Is circular, trust me 
It's the angle of the light and camera, what's causing it.


----------



## cistallus (Dec 14, 2015)

Thanks for the review! I have an older S20vn which is quite similar, but doesn't have the backwards battery, odd that they did that.

I think maybe your photo of the user manual is just the one side of it - I'm guessing there's a flip side with the rest of the English instructions.


----------



## kj2 (Dec 14, 2015)

cistallus said:


> I think maybe your photo of the user manual is just the one side of it - I'm guessing there's a flip side with the rest of the English instructions.

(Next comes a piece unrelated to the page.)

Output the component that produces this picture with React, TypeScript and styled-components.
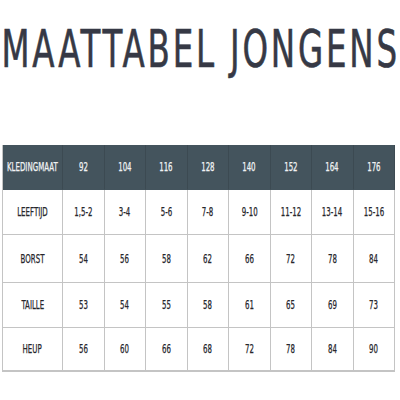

Indeed. There're about 6-7 languages on it.


----------



## UnderPar (Dec 14, 2015)

Thank you for this fantastic review kj2! Very helpful for all of us who wants to know the details of this light before deciding to get one... :twothumbs for you!!!


----------



## kj2 (Dec 14, 2015)

UnderPar said:


> Thank you for this fantastic review kj2! Very helpful for all of us who wants to know the details of this light before deciding to get one... :twothumbs for you!!!



Thanks


----------



## newbie66 (Dec 14, 2015)

Thanks for the review. The TIR makes the S2 brighter compared to the S20R which uses a reflector.


----------



## Wet (Dec 14, 2015)

snowlover91 said:


> Is it me or does the beam pattern seem uneven? It's looks like a diamond in several of the pics instead of a nice circular hotspot.


The hotspot is circular but the gradient area around the hotspot looks a bit square shaped to me too. I notice the same in the beam of my S1, but only when shining on a wall from close distance and rotating the light around its symmetry axis to make the square pattern spin. In practical use i won't notice that square shape. It must be caused by the shape of the emitter die. I have noticed similar shape around the hotspot in my other olight S series lights too, and they all have smooth reflectors.


----------



## jetslipper (Mar 25, 2017)

Hi,

Just a thought. In addition to the shorter runtimes, should I expect a difference in the output when using 2xRCR123A instead of 1x18650? Should there be any difference in the output when using a 7.4V (2x3.7V) compared to the 3.7V from the 18650? Or is a consistent output expected? What can I expect if I use 2xRCR123A in lights that explicitly list that type of battery as supported other than the shorter runtimes?


----------



## kj2 (Mar 25, 2017)

jetslipper said:


> Hi,
> 
> Just a thought. In addition to the shorter runtimes, should I expect a difference in the output when using 2xRCR123A instead of 1x18650? Should there be any difference in the output when using a 7.4V (2x3.7V) compared to the 3.7V from the 18650? Or is a consistent output expected? What can I expect if I use 2xRCR123A in lights that explicitly list that type of battery as supported other than the shorter runtimes?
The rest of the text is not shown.